Finding Money for Health Care Reform — Rooting Out Waste, Fraud, and Abuse

Published: 2009-06-29 00:28:21
Author: John K. Iglehart | New England Journal of Medicine | June 10, 2009

In their quest to enact health care reform legislation, Democrats' major challenge is securing the money to pay for greatly expanded insurance coverage and more government regulation in the face of strong Republican opposition and an unsettled private sector. President Barack Obama has emphasized time and again, recently in a letter to Senators Max Baucus (D-MT) and Edward Kennedy (D-MA), that "health care reform must not add to our deficits over the next 10 years — it must be at least deficit neutral and put America on a path to reducing the deficit over time." As the administration and its congressional allies pursue revenue sources to pay the estimated costs of near-universal coverage ($1.2 trillion over a decade), one potential source that Obama has emphasized is an acceleration of government efforts to pursue waste, fraud, and abuse that sap the health care system of billions of dollars every year. 
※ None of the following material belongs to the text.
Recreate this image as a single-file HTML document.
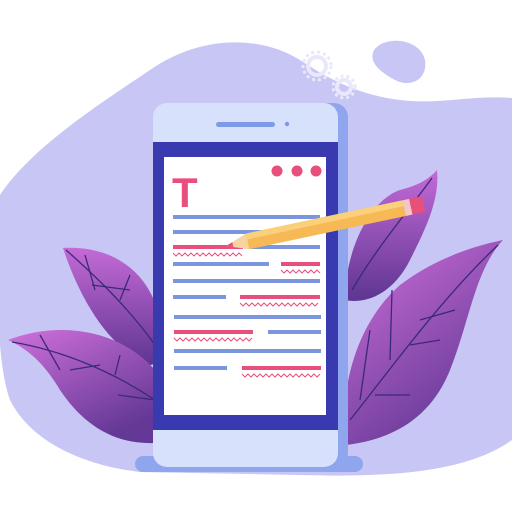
<!DOCTYPE html>
<html><head><style>html,body{margin:0;padding:0;background:#fff;width:512px;height:512px;overflow:hidden}</style></head>
<body>
<svg width="512" height="512" viewBox="0 0 512 512" xmlns="http://www.w3.org/2000/svg">
<defs>
<linearGradient id="lf" x1="0" y1="0" x2="0" y2="1"><stop offset="0" stop-color="#c46ad6"/><stop offset="1" stop-color="#5e3592"/></linearGradient>
<linearGradient id="lf2" x1="0" y1="0" x2="0.6" y2="1"><stop offset="0" stop-color="#d070db"/><stop offset="1" stop-color="#633896"/></linearGradient>
</defs>
<rect width="512" height="512" fill="#fff"/>
<path d="M0 195 C30 150 90 110 150 70 C200 35 260 35 300 60 C330 80 360 95 400 100 C440 105 470 95 512 98 L512 440 C470 470 400 478 300 475 L140 472 C80 465 30 440 10 400 C-5 360 -5 250 0 195 Z" fill="#c7c6f5"/>
<path d="M374 50 C385 35 420 38 425 60 C428 80 410 88 395 80 C380 72 368 62 374 50Z" fill="#c7c6f5"/>
<g fill="none" stroke="#e9e8fb" stroke-width="4">
<circle cx="317" cy="66" r="9"/><circle cx="344" cy="87" r="7"/>
</g>
<g stroke="#e9e8fb" stroke-width="3" stroke-dasharray="3 3"><circle cx="317" cy="66" r="14" fill="none"/><circle cx="344" cy="87" r="11" fill="none"/></g>
<!-- right back leaf -->
<path d="M345 300 C345 250 370 200 400 190 C420 185 430 178 437 170 C440 200 425 230 410 260 C395 290 370 305 345 300Z" fill="url(#lf)"/>
<path d="M345 440 C340 380 360 320 400 285 C440 255 480 245 503 240 C475 270 470 320 450 370 C430 420 390 440 345 445Z" fill="url(#lf2)"/>
<g stroke="#3a2a78" stroke-width="1.3" fill="none">
<path d="M350 420 C390 370 440 300 498 245"/><path d="M390 360 L392 290"/><path d="M420 320 L455 310"/><path d="M410 345 L440 340"/><path d="M375 395 L410 395"/><path d="M360 400 L370 330"/>
<path d="M352 290 C375 250 405 215 432 178"/>
</g>
<path d="M63 248 C110 245 150 270 160 320 C165 350 158 365 150 365 C110 350 80 300 63 248Z" fill="url(#lf)"/>
<path d="M8 340 C60 320 120 330 155 370 L155 443 C110 445 80 420 60 390 C45 365 30 350 8 340Z" fill="url(#lf2)"/>
<g stroke="#3a2a78" stroke-width="1.3" fill="none">
<path d="M66 250 C100 280 130 310 155 345"/><path d="M85 255 L95 290"/><path d="M92 285 L130 290"/><path d="M120 300 L130 275"/>
<path d="M12 342 C60 350 110 370 155 400"/><path d="M40 335 L60 370"/><path d="M70 370 L100 365"/><path d="M115 375 L120 355"/><path d="M118 395 L155 400"/>
</g>
<rect x="135" y="456" width="228" height="16" rx="8" fill="#8fa6ee"/>
<rect x="165" y="103" width="183" height="364" rx="14" fill="#8fa6ee"/>
<rect x="153" y="103" width="185" height="364" rx="14" fill="#d7e1fb"/>
<rect x="153" y="142" width="185" height="288" fill="#3a3ab0"/>
<rect x="164" y="157" width="162" height="258" fill="#fff"/>
<rect x="216" y="122" width="59" height="5" rx="2.5" fill="#7c9ae6"/>
<circle cx="287" cy="124" r="2.2" fill="#7c9ae6"/>
<text x="172" y="207" font-family="Liberation Sans, sans-serif" font-weight="bold" font-size="42" fill="#e84f7d">T</text>
<g fill="#e84f7d"><circle cx="277" cy="171" r="5.5"/><circle cx="297" cy="171" r="5.5"/><circle cx="316" cy="171" r="5.5"/></g>
<g fill="#7c96de">
<rect x="173" y="215" width="147" height="4"/>
<rect x="173" y="230" width="147" height="4"/>
<rect x="250" y="245" width="70" height="4"/>
<rect x="173" y="262" width="96" height="4"/>
<rect x="173" y="279" width="147" height="4"/>
<rect x="173" y="295" width="53" height="4"/>
<rect x="174" y="315" width="147" height="4"/>
<rect x="268" y="330" width="53" height="4"/>
<rect x="174" y="349" width="147" height="4"/>
<rect x="174" y="366" width="53" height="4"/>
</g>
<g fill="#e84f7d">
<rect x="173" y="245" width="70" height="4"/>
<rect x="281" y="262" width="39" height="4"/>
<rect x="240" y="295" width="80" height="4"/>
<rect x="174" y="330" width="79" height="4"/>
<rect x="242" y="366" width="79" height="4"/>
</g>
<g fill="none" stroke="#e84f7d" stroke-width="1">
<path d="M173 253 l3 3 l3 -3 l3 3 l3 -3 l3 3 l3 -3 l3 3 l3 -3 l3 3 l3 -3 l3 3 l3 -3 l3 3 l3 -3 l3 3 l3 -3 l3 3 l3 -3 l3 3 l3 -3 l3 3 l3 -3 l3 3"/>
<path d="M281 270 l3 3 l3 -3 l3 3 l3 -3 l3 3 l3 -3 l3 3 l3 -3 l3 3 l3 -3 l3 3 l3 -3 l3 3"/>
<path d="M240 303 l3 3 l3 -3 l3 3 l3 -3 l3 3 l3 -3 l3 3 l3 -3 l3 3 l3 -3 l3 3 l3 -3 l3 3 l3 -3 l3 3 l3 -3 l3 3 l3 -3 l3 3 l3 -3 l3 3 l3 -3 l3 3 l3 -3 l3 3 l3 -3"/>
<path d="M174 338 l3 3 l3 -3 l3 3 l3 -3 l3 3 l3 -3 l3 3 l3 -3 l3 3 l3 -3 l3 3 l3 -3 l3 3 l3 -3 l3 3 l3 -3 l3 3 l3 -3 l3 3 l3 -3 l3 3 l3 -3 l3 3 l3 -3 l3 3 l3 -3"/>
<path d="M242 374 l3 3 l3 -3 l3 3 l3 -3 l3 3 l3 -3 l3 3 l3 -3 l3 3 l3 -3 l3 3 l3 -3 l3 3 l3 -3 l3 3 l3 -3 l3 3 l3 -3 l3 3 l3 -3 l3 3 l3 -3 l3 3 l3 -3 l3 3 l3 -3"/>
</g>
<g transform="translate(226,246) rotate(-12)">
<path d="M0 0 L22 -8 L22 8 Z" fill="#f6d3a0"/>
<path d="M0 0 L7 -2.5 L7 2.5Z" fill="#e84f7d"/>
<rect x="22" y="-8" width="160" height="16" fill="#f6b956"/>
<rect x="22" y="-8" width="160" height="6" fill="#fbd07a"/>
<rect x="182" y="-8" width="7" height="16" fill="#f4c7c7"/>
<rect x="189" y="-8" width="13" height="16" fill="#e84f7d"/>
</g>
</svg>
</body></html>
The National Health Care Anti-Fraud Association, an organization of about 100 private insurers and public agencies, estimates that some $60 billion (about 3% of total annual health care spending) is lost to fraud every year, but that figure is considered conservative. In 2008, government-wide "improper payments" cost the U.S. Treasury $72 billion, or about 4% of total outlays for the related programs. Of that amount, 50% took the form of reimbursements to providers, medical suppliers, and other Medicare and Medicaid vendors. Medicaid had an estimated improper-payment rate of 10.5%, or $18.6 billion, for the federal share of Medicaid expenditures — the highest rate of any federal program. 

Improper payments have been a "long standing, widespread, and significant problem" for the federal government, but Congress has not always been willing to appropriate the monies that the executive branch seeks for antifraud activities. In 4 of the past 5 years, Congress rejected Bush administration requests to provide an additional $579 million to combat health care fraud on the grounds that doing so would reduce budgets for curing cancer and combating obesity. Virtually no academic researchers study health care–related fraud activities, largely because — as Malcolm Sparrow, a Harvard professor of the practice of public management, testified recently — it "falls awkwardly between the traditional disciplines of health economics, health policy, crime control policy, anomaly detection and pattern recognition."